Here are a few tips to assist you with
6-second rule mastery:
- Use headings to communicate the
essential messages on the page.
- Segment content to make the page "scannable".
- Offer obvious and enticing links to
your site or promotional page.
- Restrict paragraphs to three lines or
less.
- Break key points into bullets rather
than paragraphs.
- Include title, byline, and
call-to-action in each paragraph and bulleted list area.
- If you have multiple objectives, chunk
each one into bite size nuggets.
Mastery Step #5: Send Multi-Message
Campaigns
We've covered the importance of limiting
each newsletter to just one or two clear objectives. Now, what about big,
complicated messages that still need to get out?

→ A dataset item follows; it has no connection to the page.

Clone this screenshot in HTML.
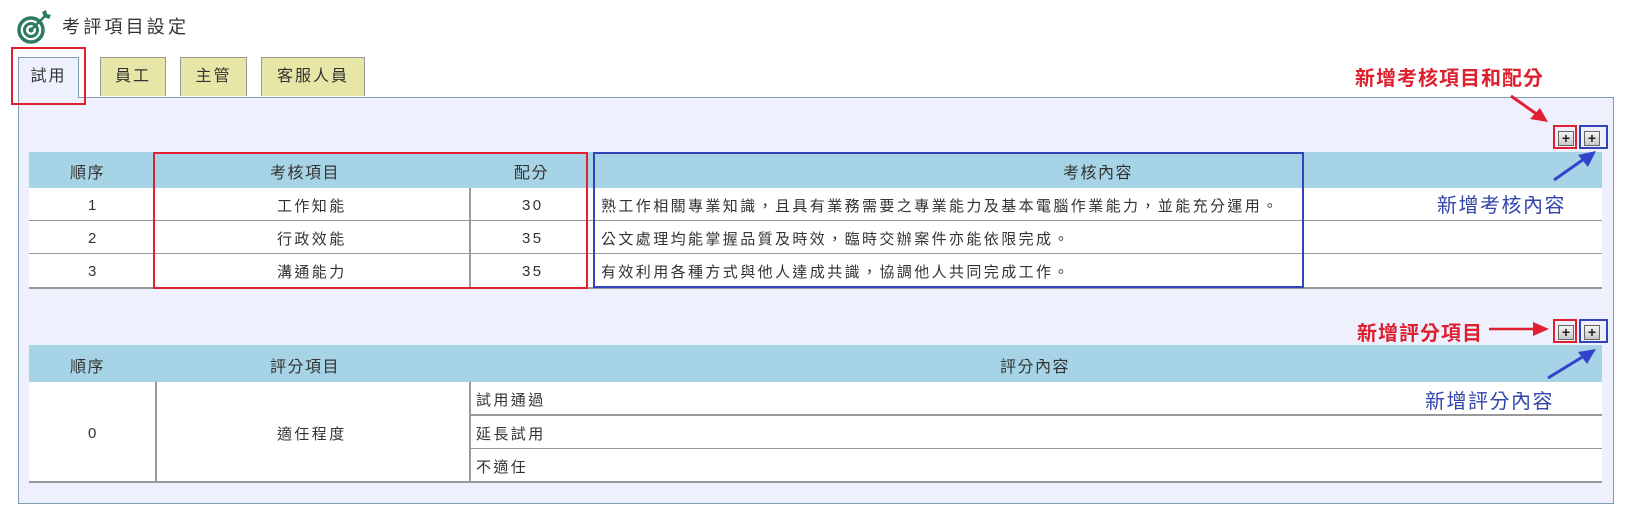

Once you outline your campaign's
successive messaging goals, list the topics for each email. Then you can run it
as an ongoing conversation with your audience on a theme you make familiar by
stretching it across days, weeks, or months. Always remember, the ultimate goal
is to get them to your site.
Here are a few tips for multi-message
success:
- Stay nimble and allow your Web site to
do heavy lifting.
- In each successive email, sprinkle
intrigue elements--ask question, offer tidbits, lay breadcrumbs--to get them to
your site.
- Use teasers in each email about what's
coming next week, month, etc.
- Create reflective content on your site
to pair with each message.
- Maintain a consistent theme throughout
the entire campaign, in your newsletter and on your Web site.
- Suggest a timely, limited offer to
create extra incentive to buy, click or return.
- Plan multi-message campaigns to
coincide with larger, yearly marketing strategies.